# Do this:
Exactly as written, write out the lines below from the first to the one containing "box-shadow: 0 8px 40px rgba(0, 0, 0, 0.17);", inclusive. Pictures do not belong in the copy.

# Given data:
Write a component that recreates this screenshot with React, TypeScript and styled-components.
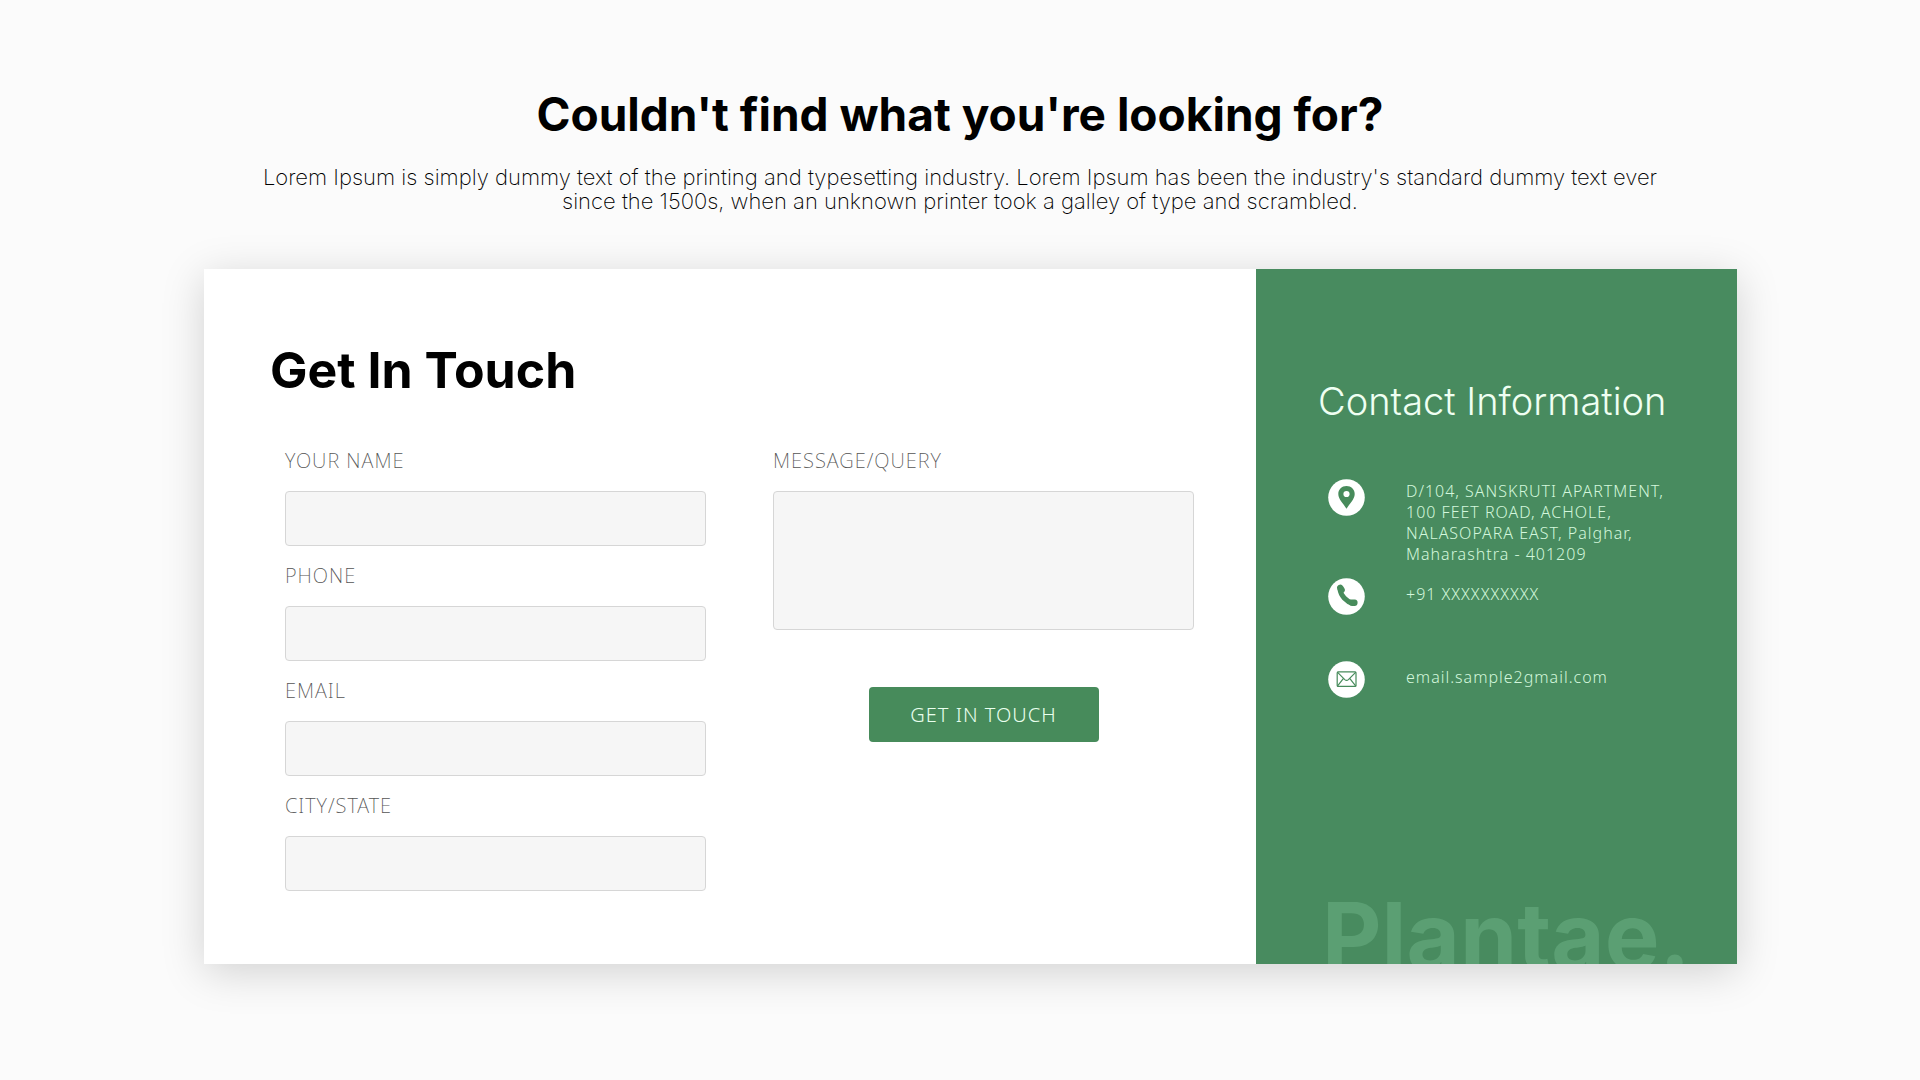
import React from "react";
import styled, { createGlobalStyle } from "styled-components";

const GlobalStyle = createGlobalStyle`
  *, *::before, *::after { box-sizing: border-box; }
  body {
    margin: 0;
    background: #fbfbfb;
    color: #000;
    font-family: Inter, "Open Sans", sans-serif;
  }
  h1, h2, p { margin: 0; }
`;

const Page = styled.main`
  min-height: 100vh;
  padding: 86px 183px 116px 204px;

  @media (max-width: 1200px) {
    padding: 48px 24px;
  }
`;

const Intro = styled.header`
  text-align: center;
  margin: 0 21px 56px 0;
`;

const Title = styled.h1`
  font-size: 46px;
  line-height: 56px;
  font-weight: 700;
`;

const Lead = styled.p`
  margin-top: 23px;
  font-size: 22px;
  line-height: 24px;
  font-weight: 200;
`;

const Card = styled.section`
  display: grid;
  grid-template-columns: minmax(0, 1052fr) minmax(0, 481fr);
  background: #fff;
  box-shadow: 0 8px 40px rgba(0, 0, 0, 0.17);

  @media (max-width: 1200px) {
    grid-template-columns: 1fr;
  }
`;

const FormPanel = styled.form`
  padding: 72px 62px 73px 66px;
`;

const FormTitle = styled.h2`
  font-size: 50px;
  line-height: 58px;
  font-weight: 700;
`;

const Columns = styled.div`
  display: grid;
  grid-template-columns: repeat(auto-fit, minmax(300px, 1fr));
  column-gap: 67px;
  margin: 48px 0 0 15px;
`;

const Column = styled.div`
  display: flex;
  flex-direction: column;
  gap: 16px;
`;

const Field = styled.div`
  display: flex;
  flex-direction: column;
  gap: 16px;
`;

const Label = styled.label`
  font: 200 20px/28px "Noto Sans", sans-serif;
  letter-spacing: 1px;
  color: #555;
`;

const TextInput = styled.input`
  width: 100%;
  height: 55px;
  padding: 0 16px;
  border: 1px solid #d6d6d6;
  border-radius: 4px;
  background: #f6f6f6;
  font: 300 20px/28px "Noto Sans", sans-serif;
`;

const MessageInput = styled.textarea`
  display: block;
  width: 100%;
  height: 139px;
  padding: 12px 16px;
  border: 1px solid #d6d6d6;
  border-radius: 4px;
  background: #f6f6f6;
  font: 300 20px/28px "Noto Sans", sans-serif;
  resize: none;
`;

const SubmitButton = styled.button`
  align-self: center;
  width: 230px;
  height: 55px;
  margin-top: 41px;
  border: 0;
  border-radius: 4px;
  background: #478b5b;
  color: #e9ffee;
  font: 300 20px/28px "Noto Sans", sans-serif;
  letter-spacing: 1px;
  cursor: pointer;
`;

const InfoPanel = styled.aside`
  display: flex;
  flex-direction: column;
  padding: 110px 24px 0 62px;
  overflow: hidden;
  background: #488b5f;
  color: #effff2;
`;

const InfoTitle = styled.h2`
  font-size: 38px;
  line-height: 44px;
  font-weight: 300;
  white-space: nowrap;
`;

const ContactList = styled.address`
  display: flex;
  flex-direction: column;
  margin: 56px 0 0 10px;
  font: 300 16px/21px "Noto Sans", sans-serif;
  letter-spacing: 1px;
  color: #d3f7dc;
`;

const ContactRow = styled.div<{ $height: number }>`
  display: flex;
  align-items: flex-start;
  gap: 41px;
  min-height: ${({ $height }) => $height}px;
`;

const Badge = styled.svg`
  flex: none;
  width: 37px;
  height: 37px;
`;

const ContactText = styled.p`
  padding-top: 2px;
`;

const ContactLink = styled.a`
  padding-top: 6px;
  color: inherit;
  text-decoration: none;
`;

const Watermark = styled.div`
  height: 76px;
  margin: auto 0 0 4px;
  font-size: 92px;
  line-height: 96px;
  font-weight: 700;
  color: #5b9f73;
  white-space: nowrap;
`;

const PinBadge = () => (
  <Badge viewBox="0 0 37 37" aria-hidden="true">
    <circle cx="18.500" cy="18.500" r="18.300" fill="#fff" />
    <path
      d="M18.500 7C13.900 7 10.300 10.500 10.300 15c0 5.400 5.200 9.600 8.200 14.800C21.500 24.600 26.700 20.400 26.700 15c0-4.500-3.600-8-8.200-8z"
      fill="#478b5b"
    />
    <circle cx="18.500" cy="15" r="3.100" fill="#fff" />
  </Badge>
);

const PhoneBadge = () => (
  <Badge viewBox="0 0 37 37" aria-hidden="true">
    <circle cx="18.500" cy="18.500" r="18.300" fill="#fff" />
    <g fill="none" stroke="#478b5b" strokeLinecap="round">
      <path d="M12 11.500C12.800 17.500 18 23.500 25 25.500" strokeWidth="5" />
      <path d="M12.300 9.800L13.600 12" strokeWidth="6.400" />
      <path d="M23.800 24.600L26.400 24.800" strokeWidth="6.400" />
    </g>
  </Badge>
);

const MailBadge = () => (
  <Badge viewBox="0 0 37 37" aria-hidden="true">
    <circle cx="18.500" cy="18.500" r="18.300" fill="#fff" />
    <g fill="none" stroke="#478b5b" strokeWidth="1.200" strokeLinecap="round" strokeLinejoin="round">
      <rect x="9.200" y="10.900" width="18.800" height="14.500" rx="1" />
      <path d="M9.600 11.400l7.200 7.200c1.100 1 2.500 1 3.600 0l7.200-7.200M9.600 24.900l5.900-7.500M27.600 24.900l-5.900-7.500" />
    </g>
  </Badge>
);

const FIELDS = [
  { id: "name", label: "YOUR NAME", type: "text" },
  { id: "phone", label: "PHONE", type: "tel" },
  { id: "email", label: "EMAIL", type: "email" },
  { id: "city", label: "CITY/STATE", type: "text" },
];

export default function App() {
  return (
    <>
      <GlobalStyle />
      <Page>
        <Intro>
          <Title>Couldn't find what you're looking for?</Title>
          <Lead>
            Lorem Ipsum is simply dummy text of the printing and typesetting industry. Lorem Ipsum
            has been the industry's standard dummy text ever
            <br /> since the 1500s, when an unknown printer took a galley of type and scrambled.
          </Lead>
        </Intro>
        <Card>
          <FormPanel onSubmit={(event) => event.preventDefault()}>
            <FormTitle>Get In Touch</FormTitle>
            <Columns>
              <Column>
                {FIELDS.map(({ id, label, type }) => (
                  <Field key={id}>
                    <Label htmlFor={id}>{label}</Label>
                    <TextInput id={id} name={id} type={type} />
                  </Field>
                ))}
              </Column>
              <Column>
                <Field>
                  <Label htmlFor="message">MESSAGE/QUERY</Label>
                  <MessageInput id="message" name="message" />
                </Field>
                <SubmitButton type="submit">GET IN TOUCH</SubmitButton>
              </Column>
            </Columns>
          </FormPanel>
          <InfoPanel>
            <InfoTitle>Contact Information</InfoTitle>
            <ContactList>
              <ContactRow $height={99}>
                <PinBadge />
                <ContactText>
                  D/104, SANSKRUTI APARTMENT,
                  <br />
                  100 FEET ROAD, ACHOLE,
                  <br />
                  NALASOPARA EAST, Palghar,
                  <br />
                  Maharashtra - 401209
                </ContactText>
              </ContactRow>
              <ContactRow $height={83}>
                <PhoneBadge />
                <ContactLink href="tel:+91">+91 XXXXXXXXXX</ContactLink>
              </ContactRow>
              <ContactRow $height={37}>
                <MailBadge />
                <ContactLink href="mailto:email.sample2gmail.com">email.sample2gmail.com</ContactLink>
              </ContactRow>
            </ContactList>
            <Watermark>Plantae.</Watermark>
          </InfoPanel>
        </Card>
      </Page>
    </>
  );
}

# Solution for this task:
Write a component that recreates this screenshot with React, TypeScript and styled-components.
import React from "react";
import styled, { createGlobalStyle } from "styled-components";

const GlobalStyle = createGlobalStyle`
  *, *::before, *::after { box-sizing: border-box; }
  body {
    margin: 0;
    background: #fbfbfb;
    color: #000;
    font-family: Inter, "Open Sans", sans-serif;
  }
  h1, h2, p { margin: 0; }
`;

const Page = styled.main`
  min-height: 100vh;
  padding: 86px 183px 116px 204px;

  @media (max-width: 1200px) {
    padding: 48px 24px;
  }
`;

const Intro = styled.header`
  text-align: center;
  margin: 0 21px 56px 0;
`;

const Title = styled.h1`
  font-size: 46px;
  line-height: 56px;
  font-weight: 700;
`;

const Lead = styled.p`
  margin-top: 23px;
  font-size: 22px;
  line-height: 24px;
  font-weight: 200;
`;

const Card = styled.section`
  display: grid;
  grid-template-columns: minmax(0, 1052fr) minmax(0, 481fr);
  background: #fff;
  box-shadow: 0 8px 40px rgba(0, 0, 0, 0.17);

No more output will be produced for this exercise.